Prathvi Raj Chauhan v. Union of India reported in (2020)

The provisions inserted by way of carving out Section 18-A of the Act, 1989 referred to above were made the subject matter of challenge in Prathvi Raj Chauhan v. Union of India reported in (2020) 4 SCC 727.

In the said case, it was argued before a three-Judge Bench of Supreme Court  that Section 18-A inserted by way of amendment was only with a view to nullify the judgment of Supreme Court  in Subhash Kashinath (supra) referred to above. Supreme Court  noted that it was not in dispute that the bar of Section 18-A in the Act, 1989 had been enacted because of the judgment passed by Supreme Court in Subhash Kashinath (supra) more particularly in view of the directions contained in paragraphs 79.3 and 79.5 therein.

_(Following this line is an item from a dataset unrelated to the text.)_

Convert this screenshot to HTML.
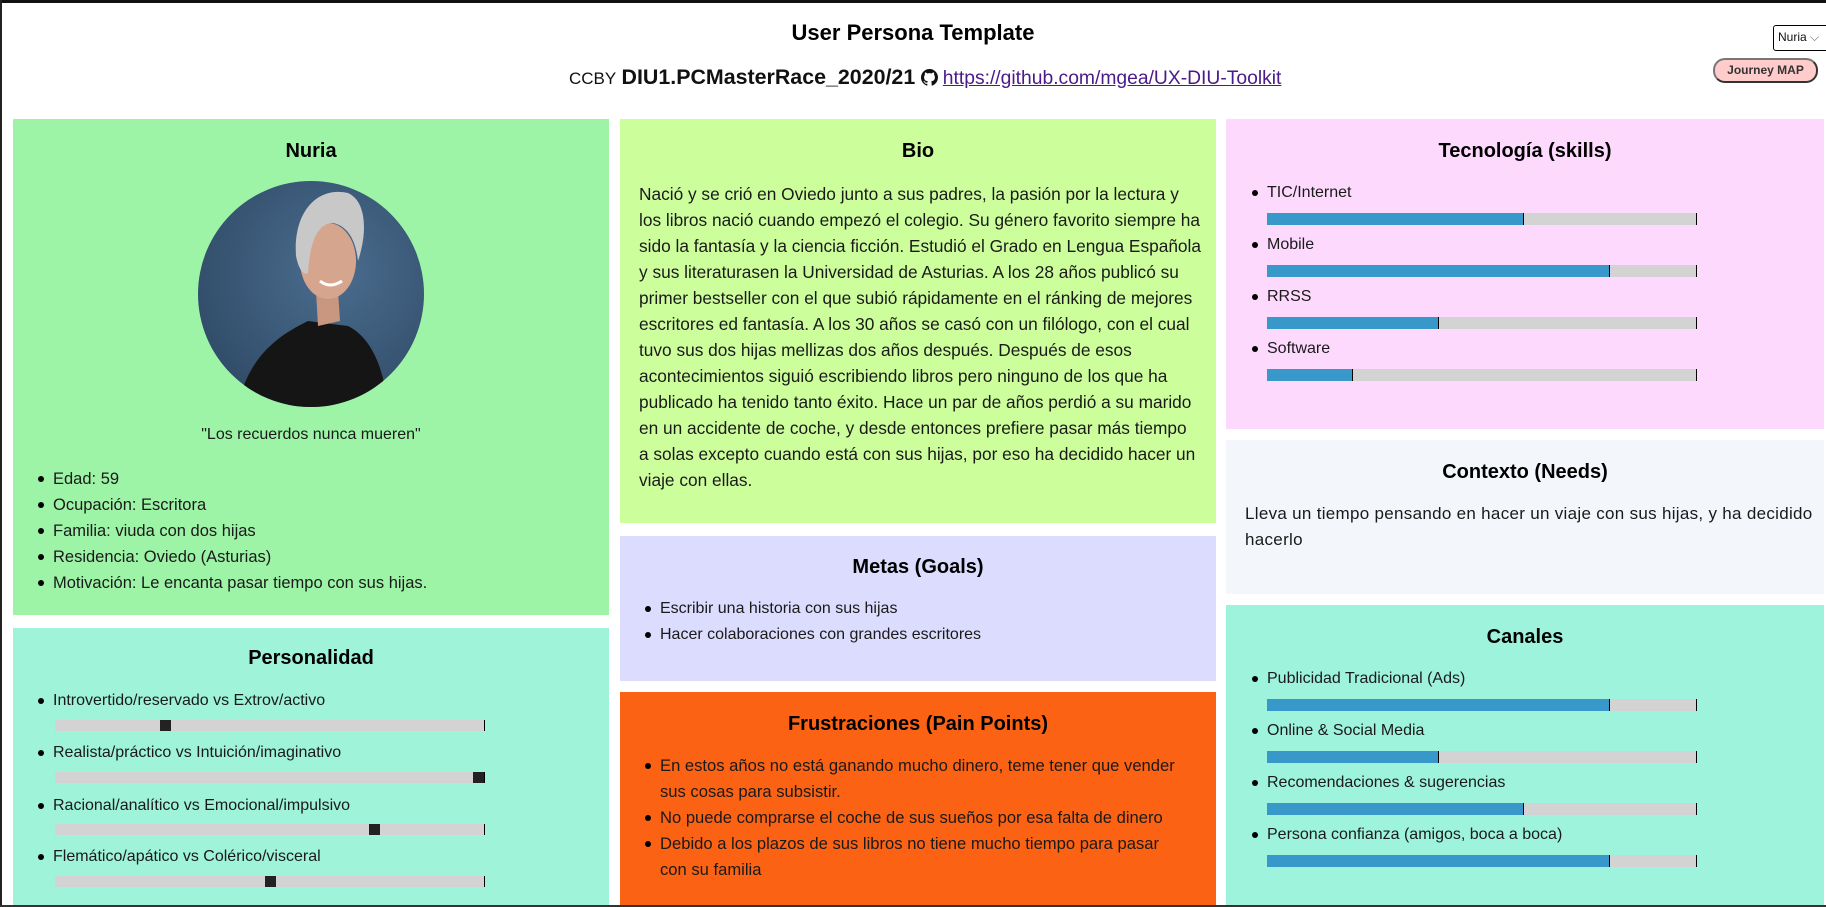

The court also noted that the review petitions filed by the Union of India in Subhash Kashinath (supra) were allowed and the directions contained in paragraphs 79.3 to 79.5 referred to above were ordered to be recalled.

In such circumstances, Supreme Court observed that the examination of the Constitutional validity of Section 18-A brought by way of the amendment had been rendered academic.

However, the Bench proceeded to look into the matter. Justice Arun Mishra, speaking for himself and Justice Vineet Saran held as under:

“10. Section 18-A(i) was inserted owing to the decision of Supreme Court  in Subhash Kashinath [Subhash Kashinath Mahajan v. State of Maharashtra, (2018) 6 SCC 454 : (2018) 3 SCC (Cri) 124], which made it necessary to obtain the approval of the appointing authority concerning a public servant and the SSP in the case of arrest of accused persons. Supreme Court has also recalled that direction on Review Petition (Crl.) No. 228 of 2018 decided on 1-10-2019 [Union of India v. State of Maharashtra, (2020) 4 SCC 761] . Thus, the provisions which have been made in Section 18-A are rendered of academic use as they were enacted to take care of mandate issued in Subhash Kashinath [Subhash Kashinath Mahajan v. State of Maharashtra, (2018) 6 SCC 454 : (2018) 3 SCC (Cri) 124] which no more prevails.

The provisions were already in Section 18 of the Act with respect to anticipatory bail. Concerning the applicability of provisions of Section 438 CrPC, it shall not apply to the cases under the 1989 Act. However, if the complaint does not make out a prima facie case for applicability of the provisions of the 1989 Act, the bar created by Sections 18 and 18-A(i) shall not apply. We have clarified this aspect while deciding the review petitions.

12. The Court can, in exceptional cases, exercise power under Section 482 CrPC for quashing the cases to prevent misuse of provisions on settled parameters, as already observed while deciding the review petitions. The legal position is clear, and no argument to the contrary has been raised.

13. The challenge to the provisions has been rendered academic. In view of the aforesaid clarifications, we dispose of the petitions.”

There should be prima facie case to apply the provisions of the SC/ST Act

Thus, the decision in Prathvi Raj Chauhan (supra) makes it abundantly clear that even while upholding the validity of Section 18-A of the Act, 1989, Supreme Court observed that if the complaint does not make out a prima facie case for applicability of the provisions of the Act, 1989 then the bar created by Sections 18 and 18-A(i) shall not apply and thus the court would not be precluded from granting pre-arrest bail to the accused persons.

Justice Ravindra Bhat, in his concurring judgment, observed that while considering any application seeking pre-arrest bail in connection with an offence alleged to have been committed under the provisions of the Act, 1989, the courts should balance two interests – On one hand they should ensure that the power is not exercised akin to the jurisdiction under Section 438 of the CrPC while on the other hand they should ensure that the power is used sparingly in exceptional cases where no prima facie offence is made out as shown in the FIR or the complaint.

It was observed that in cases where no prima facie materials exist in a complaint which would warrant the arrest of the accused, the court would have the inherent power to direct a pre-arrest bail.